Daily Dose of Dislikes

I just took my daily dose of dislikes. I take one every time I want to torture myself unnecessarily. Much of the time it involves making phone calls to my bank, credit card, Phone Company or other automatic-frustration-available-here type of organizations. UGH!!!!!!!!! This daily does of dislikes is a good example of how resentment and rage can go hand in hand.

 

So what is going on with me today? What defect is emerging its ugly brown crap colored head? I am feeling resentful. Why? Because for the 40th time I had to call the bank to try and get them to send me a reminder that the auto bill pay for my non-profit organization phone bill is going to happen. But they can’t send me the reminder. They can only send the old treasurer the reminder. Now I’m not even clear if the auto bill pay is going to happen or not. It had better not because I just paid the bill.

 

So I have to remember. But remembering is beyond my capabilities. I can’t remember anything. It took a half hour of my time to not get this done and most of that time was spent on hold. Very obnoxious. I hate that. I am resentful.

 

If it makes me resentful, it’s not a choice. Resentment leads to rage. So why did I bother calling? Unknown. Why don’t I just put a note on my own phone bill or calendar that says, “Don’t forget non-profit bill!” Cuz that is the only reminder I’m going to get. Argh!!!!!!
How much will the bill be? I don’t know. I’ll have to guess. Maybe I’ll just pick a number out of a hat to decide how much to send them. I’m kidding, but man. Seriously.

 

Okay, breathe. I am really upset because I didn’t get started on my book until 11:35, which is criminal. Plus my week is slipping away because my Quaker Yearly Meeting starts Saturday and goes until next Thursday. How will I keep my food cold? How will I exercise? Breathe. Chill. There is a God and it’s not me. Thank heavens it’s not me.

 

Resentment. It’s my problem. Rage. It’s my problem too. I’m the one who called the bank. I knew what I was getting into. This is after calling another Internet utility company last night and getting someone from heaven knows where that I couldn’t understand that hung up on me. That was another winner. What a party. I can’t stand having this much fun.

 

Resentment. Frustration. Anger. Get it out. I have the Matrix Reloaded Soundtrack on and they are screaming their lungs out. Awesome. That helps. I have candles going. That helps. I’m journaling, typing, spilling my guts, working on my book.
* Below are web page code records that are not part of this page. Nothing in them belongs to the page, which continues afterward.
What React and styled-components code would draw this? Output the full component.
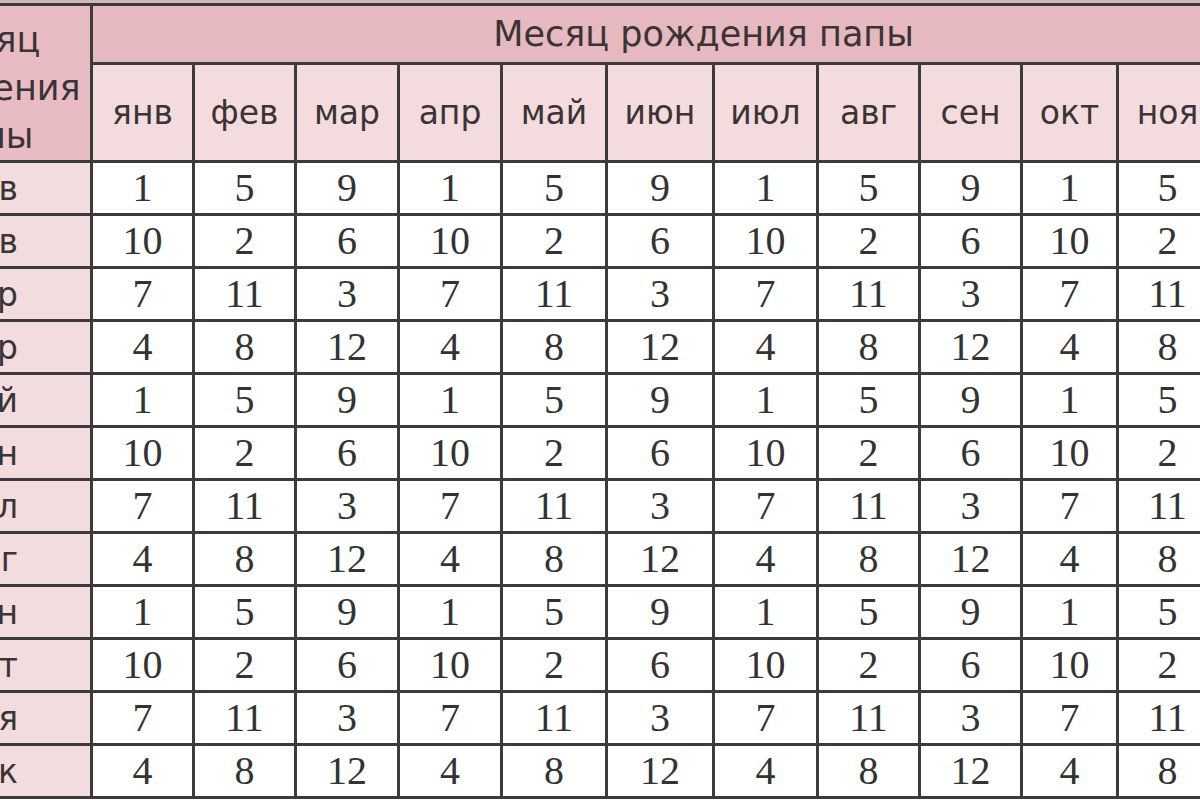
import React from 'react';
import styled, { createGlobalStyle } from 'styled-components';

const GlobalStyle = createGlobalStyle`
    html, body {
        margin: 0;
        padding: 0;
        background: #ffffff;
        overflow: hidden;
    }
`;

const Page = styled.div`
    width: 1200px;
    height: 800px;
    overflow: hidden;
    background: linear-gradient(#cdb9ba 0 3px, #ffffff 3px);
    padding-top: 3px;
    box-sizing: border-box;
`;

const Table = styled.table`
    border-collapse: collapse;
    table-layout: fixed;
    margin-left: -110px;
    width: 1424px;
    font-family: "DejaVu Sans", Verdana, sans-serif;
    color: #3a3434;

    td, th {
        border: 3px solid #3d3a3b;
        padding: 0;
        text-align: center;
        box-sizing: border-box;
        font-weight: normal;
        line-height: 1;
    }
`;

const Corner = styled.th`
    background: #e8bcc2;
    font-size: 35px;
    && {
        line-height: 48px;
        padding: 10px 18px 0 0;
    }
`;

const Title = styled.th`
    background: #e6b8bf;
    font-size: 35px;
    height: 59px;
`;

const MonthHead = styled.th`
    background: #f3dbde;
    font-size: 33px;
    height: 98px;
`;

const RowHead = styled.th`
    background: #f3dcde;
    font-size: 33px;
    height: 53px;
    && {
        text-align: right;
        padding-right: 72px;
    }
`;

const Cell = styled.td`
    background: #ffffff;
    font-family: "Liberation Serif", "Times New Roman", serif;
    font-size: 40px;
    color: #333333;
    height: 53px;
`;

const months = ['янв', 'фев', 'мар', 'апр', 'май', 'июн', 'июл', 'авг', 'сен', 'окт', 'ноя', 'дек'];
const widths = [102, 102, 103, 103, 105, 107, 104, 102, 102, 96, 100, 98];

const cycles = [
    [1, 5, 9],
    [10, 2, 6],
    [7, 11, 3],
    [4, 8, 12],
];

const App = () => (
    <Page>
        <GlobalStyle />
        <Table>
            <colgroup>
                <col style={{ width: 200 }} />
                {widths.map((w, i) => (
                    <col key={i} style={{ width: w }} />
                ))}
            </colgroup>
            <thead>
                <tr>
                    <Corner rowSpan={2}>
                        Месяц
                        <br />
                        рождения
                        <br />
                        мамы
                    </Corner>
                    <Title colSpan={12}>Месяц рождения папы</Title>
                </tr>
                <tr>
                    {months.map((m) => (
                        <MonthHead key={m}>{m}</MonthHead>
                    ))}
                </tr>
            </thead>
            <tbody>
                {months.map((m, i) => (
                    <tr key={m}>
                        <RowHead>{m}</RowHead>
                        {months.map((_, j) => (
                            <Cell key={j}>{cycles[i % 4][j % 3]}</Cell>
                        ))}
                    </tr>
                ))}
            </tbody>
        </Table>
    </Page>
);

export default App;
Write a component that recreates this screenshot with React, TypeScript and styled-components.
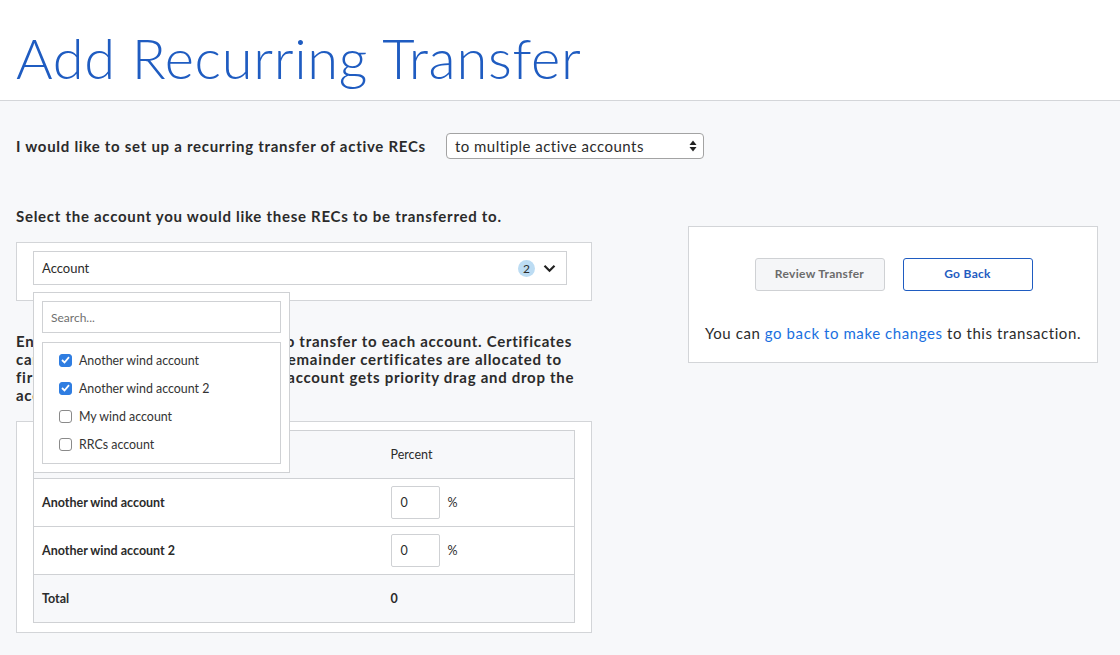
import React from "react";
import styled, { createGlobalStyle } from "styled-components";

const GlobalStyle = createGlobalStyle`
  html, body { margin: 0; padding: 0; }
  body {
    background: #f7f8fa;
    font-family: Lato, "Noto Sans", sans-serif;
    color: #2b2b2b;
    width: 1120px;
    min-height: 655px;
    overflow: hidden;
  }
  * { box-sizing: border-box; }
`;

const Header = styled.header`
  background: #fff;
  height: 101px;
  border-bottom: 1px solid #d4d6d9;
  padding: 30px 0 0 16px;
`;

const Title = styled.h1`
  margin: 0;
  font-family: Lato, sans-serif;
  font-weight: 300;
  font-size: 56px;
  line-height: 56px;
  color: #1f5cc1;
  letter-spacing: 0.7px;
`;

const Main = styled.main`
  padding: 32px 22px 0 16px;
`;

const IntroRow = styled.div`
  display: flex;
  align-items: center;
  gap: 20px;
`;

const Label = styled.span`
  font-weight: 700;
  font-size: 15px;
  letter-spacing: 0.72px;
  color: #2b2b2b;
`;

const SelectBox = styled.div`
  width: 258px;
  height: 26px;
  background: #fff;
  border: 1px solid #a3a3a3;
  border-radius: 4px;
  display: flex;
  align-items: center;
  justify-content: space-between;
  padding: 0 6px 0 8px;
  font-size: 15px;
  letter-spacing: 0.48px;
  color: #2b2b2b;
`;

const Columns = styled.div`
  display: grid;
  grid-template-columns: 576px 410px;
  column-gap: 96px;
  margin-top: 47px;
  align-items: start;
`;

const LeftCol = styled.div`
  display: flex;
  flex-direction: column;
`;

const Heading = styled.div`
  font-weight: 700;
  font-size: 15px;
  line-height: 20px;
  letter-spacing: 0.72px;
  color: #2b2b2b;
`;

const Panel = styled.div<{ $pad: string; $mt: number }>`
  background: #fff;
  border: 1px solid #d3d5d8;
  padding: ${(p) => p.$pad};
  margin-top: ${(p) => p.$mt}px;
`;

const AccountField = styled.div`
  position: relative;
`;

const AccountInput = styled.div`
  height: 34px;
  border: 1px solid #cfd1d4;
  display: flex;
  align-items: center;
  padding: 0 10px 0 8px;
  font-size: 13px;
  color: #2b2b2b;
`;

const Grow = styled.span`
  flex: 1;
`;

const Badge = styled.span`
  width: 17px;
  height: 17px;
  border-radius: 50%;
  background: #bcdcf3;
  color: #2b2b2b;
  font-size: 12px;
  display: inline-flex;
  align-items: center;
  justify-content: center;
  margin-right: 8px;
`;

const Dropdown = styled.div`
  position: absolute;
  top: 41px;
  left: 0;
  width: 257px;
  background: #fff;
  border: 1px solid #cfd1d4;
  padding: 8px;
  z-index: 5;
`;

const SearchInput = styled.div`
  height: 32px;
  border: 1px solid #cfd1d4;
  display: flex;
  align-items: center;
  padding-left: 8px;
  font-size: 12px;
  color: #6f6f6f;
`;

const OptionList = styled.div`
  margin-top: 9px;
  border: 1px solid #cfd1d4;
  padding: 3px 0 5px 16px;
`;

const Option = styled.div`
  height: 28px;
  display: flex;
  align-items: center;
  gap: 7px;
  font-size: 12.4px;
  color: #333;
`;

const Check = styled.span<{ $on: boolean }>`
  width: 13px;
  height: 13px;
  border-radius: 3px;
  border: 1px solid ${(p) => (p.$on ? "#2f7de1" : "#8a8a8a")};
  background: ${(p) => (p.$on ? "#2f7de1" : "#fff")};
  display: inline-flex;
  align-items: center;
  justify-content: center;
`;

const Paragraph = styled.p`
  margin: 31px 0 0;
  font-weight: 700;
  font-size: 15px;
  line-height: 18px;
  letter-spacing: 0.72px;
  color: #2b2b2b;
`;

const Table = styled.table`
  width: 100%;
  border-collapse: collapse;
  border: 1px solid #cfd1d4;
  font-size: 12.5px;
  color: #2b2b2b;
`;

const Tr = styled.tr<{ $shade?: boolean }>`
  height: 48px;
  background: ${(p) => (p.$shade ? "#f7f8fa" : "#fff")};
  border-top: 1px solid #cfd1d4;
`;

const Th = styled.th`
  text-align: left;
  font-weight: 400;
  padding: 0 8px;
`;

const Td = styled.td<{ $w?: string }>`
  font-weight: 700;
  padding: 0 8px;
  width: ${(p) => p.$w || "auto"};
`;

const PercentCell = styled.div`
  display: flex;
  align-items: center;
  gap: 8px;
  font-weight: 400;
`;

const NumInput = styled.div`
  width: 49px;
  height: 33px;
  border: 1px solid #cfd1d4;
  border-radius: 2px;
  display: flex;
  align-items: center;
  padding-left: 9px;
  font-weight: 400;
`;

const SidePanel = styled.div`
  background: #fff;
  border: 1px solid #d3d5d8;
  margin-top: 20px;
  height: 137px;
  padding-top: 31px;
  display: flex;
  flex-direction: column;
  align-items: center;
`;

const Buttons = styled.div`
  display: flex;
  gap: 18px;
  margin-left: 1px;
`;

const Button = styled.button<{ $primary?: boolean }>`
  width: 130px;
  height: 33px;
  border-radius: 3px;
  padding: 0 0 2px;
  font-family: Lato, sans-serif;
  font-weight: 700;
  font-size: 12px;
  letter-spacing: 0.3px;
  background: ${(p) => (p.$primary ? "#fff" : "#f5f6f8")};
  border: 1px solid ${(p) => (p.$primary ? "#1f5cc1" : "#cfd1d4")};
  color: ${(p) => (p.$primary ? "#1f5cc1" : "#6b6b6b")};
`;

const Note = styled.p`
  margin: 33px 0 0;
  font-size: 15px;
  letter-spacing: 0.58px;
  color: #2b2b2b;
`;

const Link = styled.a`
  color: #1a6fe0;
  text-decoration: none;
`;

const accounts = [
  { name: "Another wind account", on: true },
  { name: "Another wind account 2", on: true },
  { name: "My wind account", on: false },
  { name: "RRCs account", on: false },
];

export default function App() {
  return (
    <>
      <GlobalStyle />
      <Header>
        <Title>Add Recurring Transfer</Title>
      </Header>
      <Main>
        <IntroRow>
          <Label>I would like to set up a recurring transfer of active RECs</Label>
          <SelectBox>
            <span>to multiple active accounts</span>
            <svg width="8" height="12" viewBox="0 0 8 12">
              <path d="M4 0.5 L7.5 5 H0.5 Z" fill="#222" />
              <path d="M4 11.5 L7.5 7 H0.5 Z" fill="#222" />
            </svg>
          </SelectBox>
        </IntroRow>
        <Columns>
          <LeftCol>
            <Heading>Select the account you would like these RECs to be transferred to.</Heading>
            <Panel $pad="8px 24px 15px 16px" $mt={16}>
              <AccountField>
                <AccountInput>
                  <Grow>Account</Grow>
                  <Badge>2</Badge>
                  <svg width="13" height="9" viewBox="0 0 13 9">
                    <path d="M1.5 1.8 L6.5 6.8 L11.5 1.8" fill="none" stroke="#222" strokeWidth="2.2" />
                  </svg>
                </AccountInput>
                <Dropdown>
                  <SearchInput>Search...</SearchInput>
                  <OptionList>
                    {accounts.map((a) => (
                      <Option key={a.name}>
                        <Check $on={a.on}>
                          {a.on && (
                            <svg width="9" height="8" viewBox="0 0 9 8">
                              <path d="M1 4 L3.5 6.5 L8 1.2" fill="none" stroke="#fff" strokeWidth="1.8" />
                            </svg>
                          )}
                        </Check>
                        <span>{a.name}</span>
                      </Option>
                    ))}
                  </OptionList>
                </Dropdown>
              </AccountField>
            </Panel>
            <Paragraph>
              Enter the percentages of your RECs to transfer to each account. Certificates can only be
              sent in whole numbers. Remainder certificates are allocated to first account listed. To
              change which account gets priority drag and drop the account rows.
            </Paragraph>
            <Panel $pad="8px 16px 9px" $mt={17}>
              <Table>
                <tbody>
                  <Tr $shade>
                    <Th>Account</Th>
                    <Th>Percent</Th>
                  </Tr>
                  <Tr>
                    <Td $w="349px">Another wind account</Td>
                    <Td>
                      <PercentCell>
                        <NumInput>0</NumInput>%
                      </PercentCell>
                    </Td>
                  </Tr>
                  <Tr>
                    <Td>Another wind account 2</Td>
                    <Td>
                      <PercentCell>
                        <NumInput>0</NumInput>%
                      </PercentCell>
                    </Td>
                  </Tr>
                  <Tr $shade>
                    <Td>Total</Td>
                    <Td>0</Td>
                  </Tr>
                </tbody>
              </Table>
            </Panel>
          </LeftCol>
          <SidePanel>
            <Buttons>
              <Button>Review Transfer</Button>
              <Button $primary>Go Back</Button>
            </Buttons>
            <Note>
              You can <Link href="#">go back to make changes</Link> to this transaction.
            </Note>
          </SidePanel>
        </Columns>
      </Main>
    </>
  );
}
That helps too. Breathe. It’s okay. Just get over this hump. It’ll be okay. God loves you. Keep writing.

 

Bruises by Unloco is my new favorite song. This is the stuff!!! He is screaming his lungs out. He is helping me express myself. Yes! Go boy go!!!
So these are some of the things I do when I’m really frustrated. I listen to loud screaming music. I look at my Angry Bird, at least when I’m in my car. I journal or if I’m in my car, I journal by speaking into my little tape recorder and then type it out later. Typing it out later is kind of a pain in the caboose, but I do it and get good stuff from it. When I’m home I pound and yell on my punching bag or get on the treadmill for a long walk.

 

I wish they had Angry Bird shirts for adults. It blows that they don’t. I need about twelve of them.

 

The poor bank lady. I feel bad for her. God bless the bank lady. It’s not her fault that this process sucks eggs. I wish I had been nicer to her. I knew how the conversation was going to end when I started so what was the point? I knew she was going to come back and say she couldn’t help me. God please bless the bank lady. She really tried hard to help me. I hope she talks to nicer people than me.

 

That’s it Unloco, scream some more about your Bruises. Let it out. Thank you for helping.

 

I am expressing my rage and trying to let go of my resentments. After all I did it to myself.

 

And see this stuff totally works for me. I listened to Bruises by Unloco about ten times. Then I listened to the entire Matrix Reloaded Soundtrack. I lit some candles and wrote on my computer about how I’m feeling. I wrote and wrote and wrote. And now I’m calm. Now Unloco has taken a refreshments break and Brahms is helping me out with his String Quartet #1 Opus 88 in F. Thanks Brahms! I’m sorry you never got Clara but your music is great and has helped many people. It feeds my soul. It helps me breathe in and out.

2 comments
  1. Thank you Juliet, another great piece. Your writings all help a great deal. Life brings issues, I try to maintain my composure. I fail, I am only human after all. Reading what you write give me hope. Keep breathing. I hope YM was successful for you.l

    Reply
    1
    • Hi John,

      Thank you for your encouragement, I appreciate it. I agree, all I can do is keep trying, building in new behaviors and put one foot in front of the other. My plate always seems to be so full. So it goes. Yearly meeting was rough and overwhelming at first but I stuck it out and now see the benefits of it. God spoke to me. I volunteered, did chorus, did too much as usual. God is great. Love to Alice.